## [TASK TO COMPLETE]
Gather the lines below that include the string "components", copying each in full.

## [DATA EXTRACT]
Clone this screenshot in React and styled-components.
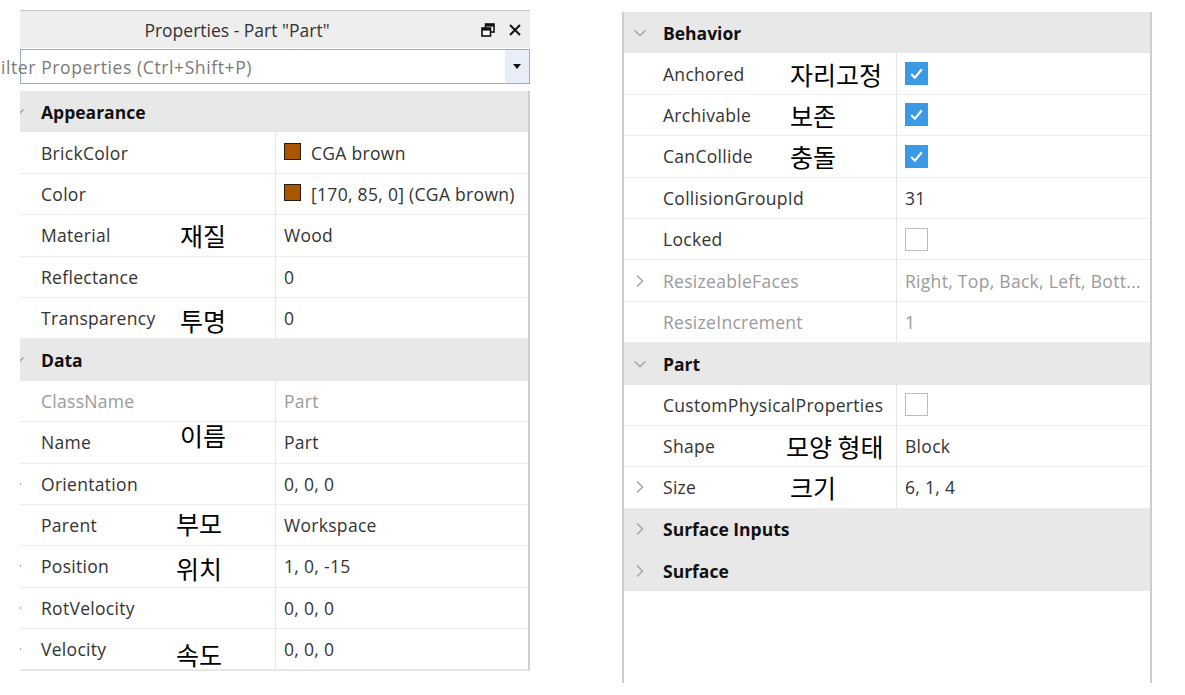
import React from "react";
import styled, { createGlobalStyle } from "styled-components";

const GlobalStyle = createGlobalStyle`
  html, body { margin: 0; padding: 0; background: #ffffff; }
  body { font-family: "Open Sans", "Noto Sans", sans-serif; color: #333; }
`;

const leftRows = [
  { type: "header", label: "Appearance", open: true },
  { label: "BrickColor", value: "CGA brown", swatch: "#aa5500" },
  { label: "Color", value: "[170, 85, 0] (CGA brown)", swatch: "#aa5500" },
  { label: "Material", note: "재질", value: "Wood" },
  { label: "Reflectance", value: "0" },
  { label: "Transparency", note: "투명", noteY: 2, value: "0" },
  { type: "header", label: "Data", open: true },
  { label: "ClassName", value: "Part", muted: true },
  { label: "Name", note: "이름", noteY: -7, value: "Part" },
  { label: "Orientation", value: "0, 0, 0", expand: true },
  { label: "Parent", note: "부모", noteX: -4, noteY: -2, value: "Workspace" },
  { label: "Position", note: "위치", noteX: -4, noteY: 2, value: "1, 0, -15", expand: true },
  { label: "RotVelocity", value: "0, 0, 0", expand: true },
  { label: "Velocity", note: "속도", noteX: -4, noteY: 5, value: "0, 0, 0", expand: true },
];

const rightRows = [
  { type: "header", label: "Behavior", open: true },
  { label: "Anchored", note: "자리고정", check: true },
  { label: "Archivable", note: "보존", check: true },
  { label: "CanCollide", note: "충돌", check: true },
  { label: "CollisionGroupId", value: "31" },
  { label: "Locked", check: false },
  { label: "ResizeableFaces", value: "Right, Top, Back, Left, Bott...", muted: true, expand: true },
  { label: "ResizeIncrement", value: "1", muted: true },
  { type: "header", label: "Part", open: true },
  { label: "CustomPhysicalProperties", check: false },
  { label: "Shape", note: "모양 형태", noteX: -4, value: "Block" },
  { label: "Size", note: "크기", value: "6, 1, 4", expand: true },
  { type: "header", label: "Surface Inputs" },
  { type: "header", label: "Surface" },
];

function Chevron({ down }) {
  return (
    <ChevronBox>
      <svg width="14" height="14" viewBox="0 0 14 14">
        {down ? (
          <path d="M1.5 4.5 L7 9.5 L12.5 4.5" fill="none" stroke="#a3a3a3" strokeWidth="1.4" />
        ) : (
          <path d="M4 1.5 L9.5 7 L4 12.5" fill="none" stroke="#a3a3a3" strokeWidth="1.4" />
        )}
      </svg>
    </ChevronBox>
  );
}

function CheckBox({ checked }) {
  return (
    <Box checked={checked}>
      {checked && (
        <svg width="17" height="17" viewBox="0 0 16 16">
          <path d="M3 8.5 L6.5 12 L13 4" fill="none" stroke="#ffffff" strokeWidth="2" />
        </svg>
      )}
    </Box>
  );
}

function PropertyList({ rows, inset, nameWidth, noteAt }) {
  return rows.map((r, i) =>
    r.type === "header" ? (
      <HeaderRow key={i}>
        <Lead inset={inset}>
          <Chevron down={r.open} />
        </Lead>
        <HeaderText>{r.label}</HeaderText>
      </HeaderRow>
    ) : (
      <Row key={i}>
        <NameCell width={nameWidth}>
          <Lead inset={inset}>{r.expand && <Chevron />}</Lead>
          <NameText width={noteAt} muted={r.muted}>{r.label}</NameText>
          {r.note && (
            <Note dx={r.noteX || 0} dy={r.noteY || 0}>
              {r.note}
            </Note>
          )}
        </NameCell>
        <ValueCell muted={r.muted}>
          {r.swatch && <Swatch color={r.swatch} />}
          {r.check !== undefined ? <CheckBox checked={r.check} /> : r.value}
        </ValueCell>
      </Row>
    )
  );
}

export default function App() {
  return (
    <>
      <GlobalStyle />
      <Page>
        <LeftPanel>
          <TitleBar>
            <Title>Properties - Part "Part"</Title>
            <TitleIcons>
              <svg width="14" height="14" viewBox="0 0 14 14">
                <rect x="4.5" y="1" width="8.5" height="8" fill="#fff" stroke="#111" strokeWidth="1.6" />
                <rect x="4.5" y="1" width="8.5" height="2.6" fill="#111" />
                <rect x="1" y="5" width="8.5" height="8" fill="#fff" stroke="#111" strokeWidth="1.6" />
                <rect x="1" y="5" width="8.5" height="2.6" fill="#111" />
              </svg>
              <svg width="14" height="14" viewBox="0 0 14 14">
                <path d="M2 2 L12 12 M12 2 L2 12" stroke="#111" strokeWidth="2" />
              </svg>
            </TitleIcons>
          </TitleBar>
          <FilterBox>
            <FilterText>ilter Properties (Ctrl+Shift+P)</FilterText>
            <DropButton>
              <svg width="8" height="5" viewBox="0 0 8 5">
                <path d="M0 0 L8 0 L4 5 Z" fill="#111" />
              </svg>
            </DropButton>
          </FilterBox>
          <ListClip>
            <PropertyList rows={leftRows} inset={-9} nameWidth={256} noteAt={139} />
          </ListClip>
        </LeftPanel>
        <RightPanel>
          <PropertyList rows={rightRows} inset={9} nameWidth={273} noteAt={127} />
        </RightPanel>
      </Page>
    </>
  );
}

const Page = styled.div`
  display: flex;
  align-items: flex-start;
  width: 1185px;
  height: 695px;
  overflow: hidden;
  background: #ffffff;
`;

const LeftPanel = styled.div`
  width: 510px;
  margin-left: 20px;
  padding-top: 10px;
  display: flex;
  flex-direction: column;
`;

const TitleBar = styled.div`
  position: relative;
  height: 38px;
  display: flex;
  align-items: center;
  justify-content: center;
  background: #eeeeee;
  border-top: 1px solid #c9c9c9;
  box-sizing: border-box;
`;

const Title = styled.span`
  font-size: 17.5px;
  color: #333;
  margin-left: -76px;
`;

const TitleIcons = styled.div`
  position: absolute;
  right: 8px;
  top: 12px;
  display: flex;
  gap: 13px;
`;

const FilterBox = styled.div`
  height: 35px;
  margin-top: 1px;
  display: flex;
  align-items: stretch;
  border: 1px solid #8eaede;
  box-sizing: border-box;
  background: #fff;
`;

const FilterText = styled.span`
  flex: 1;
  margin-left: -20px;
  display: flex;
  align-items: center;
  font-size: 17.5px;
  letter-spacing: 0.6px;
  color: #7a7a7a;
  white-space: nowrap;
`;

const DropButton = styled.div`
  width: 24px;
  display: flex;
  align-items: center;
  justify-content: center;
  background: #e7eef8;
`;

const ListClip = styled.div`
  margin-top: 7px;
  overflow: hidden;
  border-right: 2px solid #cfcfcf;
  border-bottom: 1px solid #e2e2e2;
`;

const RightPanel = styled.div`
  width: 526px;
  margin-left: 92px;
  margin-top: 12px;
  height: 671px;
  border-left: 2px solid #cdcdcd;
  border-right: 2px solid #cdcdcd;
`;

const HeaderRow = styled.div`
  height: 41.4px;
  display: flex;
  align-items: center;
  background: #e8e8e8;
  box-sizing: border-box;
`;

const HeaderText = styled.span`
  font-size: 17.5px;
  font-weight: 700;
  color: #111;
`;

const Row = styled.div`
  height: 41.4px;
  display: flex;
  align-items: stretch;
  border-bottom: 1px solid #ededed;
  box-sizing: border-box;
`;

const Lead = styled.div`
  flex: none;
  width: 14px;
  margin-left: ${(p) => p.inset}px;
  margin-right: 16px;
  display: flex;
  align-items: center;
`;

const ChevronBox = styled.span`
  display: flex;
  align-items: center;
`;

const NameCell = styled.div`
  flex: none;
  width: ${(p) => p.width}px;
  display: flex;
  align-items: center;
  border-right: 1px solid #e6e6e6;
  box-sizing: border-box;
`;

const NameText = styled.span`
  flex: none;
  width: ${(p) => p.width}px;
  font-size: 17.5px;
  letter-spacing: 0.3px;
  color: ${(p) => (p.muted ? "#9a9a9a" : "#333")};
  white-space: nowrap;
`;

const Note = styled.span`
  font-family: "Noto Sans CJK KR", sans-serif;
  font-size: 25px;
  color: #000;
  white-space: nowrap;
  transform: translate(${(p) => p.dx}px, ${(p) => p.dy}px);
`;

const ValueCell = styled.div`
  flex: 1;
  display: flex;
  align-items: center;
  gap: 10px;
  padding-left: 8px;
  font-size: 17.5px;
  letter-spacing: 0.3px;
  color: ${(p) => (p.muted ? "#9a9a9a" : "#333")};
  white-space: nowrap;
  overflow: hidden;
`;

const Swatch = styled.span`
  flex: none;
  width: 17px;
  height: 17px;
  background: ${(p) => p.color};
  border: 1.5px solid #2a1a0a;
  box-sizing: border-box;
  margin-top: -3px;
`;

const Box = styled.span`
  width: 23px;
  height: 23px;
  box-sizing: border-box;
  display: flex;
  align-items: center;
  justify-content: center;
  background: ${(p) => (p.checked ? "#3a9ae6" : "#ffffff")};
  border: 1px solid ${(p) => (p.checked ? "#3a9ae6" : "#bdbdbd")};
`;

## [RESPONSE]
Clone this screenshot in React and styled-components.
import styled, { createGlobalStyle } from "styled-components";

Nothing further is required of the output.